When trying to answer this in a somewhat conclusive way, I think it’s important to make a distinction between the pageants as an organisation and the women who participate in them. The problematic past and present of beauty pageants is not an individual woman's burden to carry. Do I think that women in their position should maybe think about how they perpetuate harmful beauty standards? Yes. But it’s also the case that a lot of these women, just like Harnaaz Sandhu, compete in pageants as their way of making it in the world and they use their beauty and resources to do so. I can’t blame them for that. But that’s the thing - beauty is a resource. Beauty is a social currency that can be used in a transactional way to move yourself forward in the world and to sell yourself as a brand. How much of that social currency you have is based upon how close you are to a certain beauty standard that is rooted in colourism, featurism, fatphobia and binary femininity.

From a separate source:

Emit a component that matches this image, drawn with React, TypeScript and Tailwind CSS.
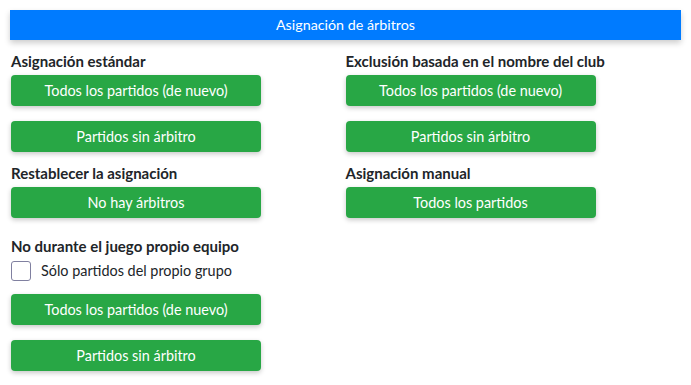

This doesn’t exist in a vacuum, but is one smaller piece of a giant puzzle with a long history of prejudice, now repackaged by corporations and wealthy individuals to sell you products and sell you beauty in a way that generates the most profits for them. Pageants and competing in them isn’t the big money generator for most women, sponsors are. Sponsors from corporations, businesses and brands who not only provide the pageants themselves with money to run, but then sponsor the contestants who come out of them. That means they have an active interest in who gets to represent beauty, who gets to then be on billboards, Instagram pages and magazine covers, who gets to sell their brand. So they’re likely to keep picking people who will promote that narrow form of beauty and body standards, with maybe a racially ambiguous model thrown in there to satisfy the diversity quota. Pageants aren’t a show of beauty, culture and female empowerment, but a test of who’s the most marketable. Plus, Donald Trump owned the Miss Universe contest between 1996 and 2015. The same Donald Trump who said he’d date his daughter if she wasn’t his daughter. It was reported he had a big hand in selecting finalists, to no surprise favouring women to his personal taste, often denying non-white women the opportunity. Based on that alone we should’ve retired beauty pageants a long time ago.


Beauty is no longer in the eye of the beholder, but in the Copy-And-Paste-Face that is being sold to you by corporations and endorsed on social media as what you should aspire to look like. And although the goalposts for the “ideal” woman are always slightly shifting with social circumstances, it always finds a way to reinvent itself accordingly. Even if we no longer watch beauty pageants and we understand that to be Miss Universe is unattainable for most, corporate beauty has rebranded into the Instagram It Girl who borrows her features from across different continents and sells you her beauty regime because if you try hard enough, you might be able to look like her instead. So when we wonder if we’ll ever look like those we see on screen, or wonder when we’ll have more representative beauty, we shouldn’t look to biassed competitions or industries to do this. Because by design, it’s not made to be truly achievable. So log off. Close that tab. Step away from the mirror. The beauty you see in yourself is the only one that’s important.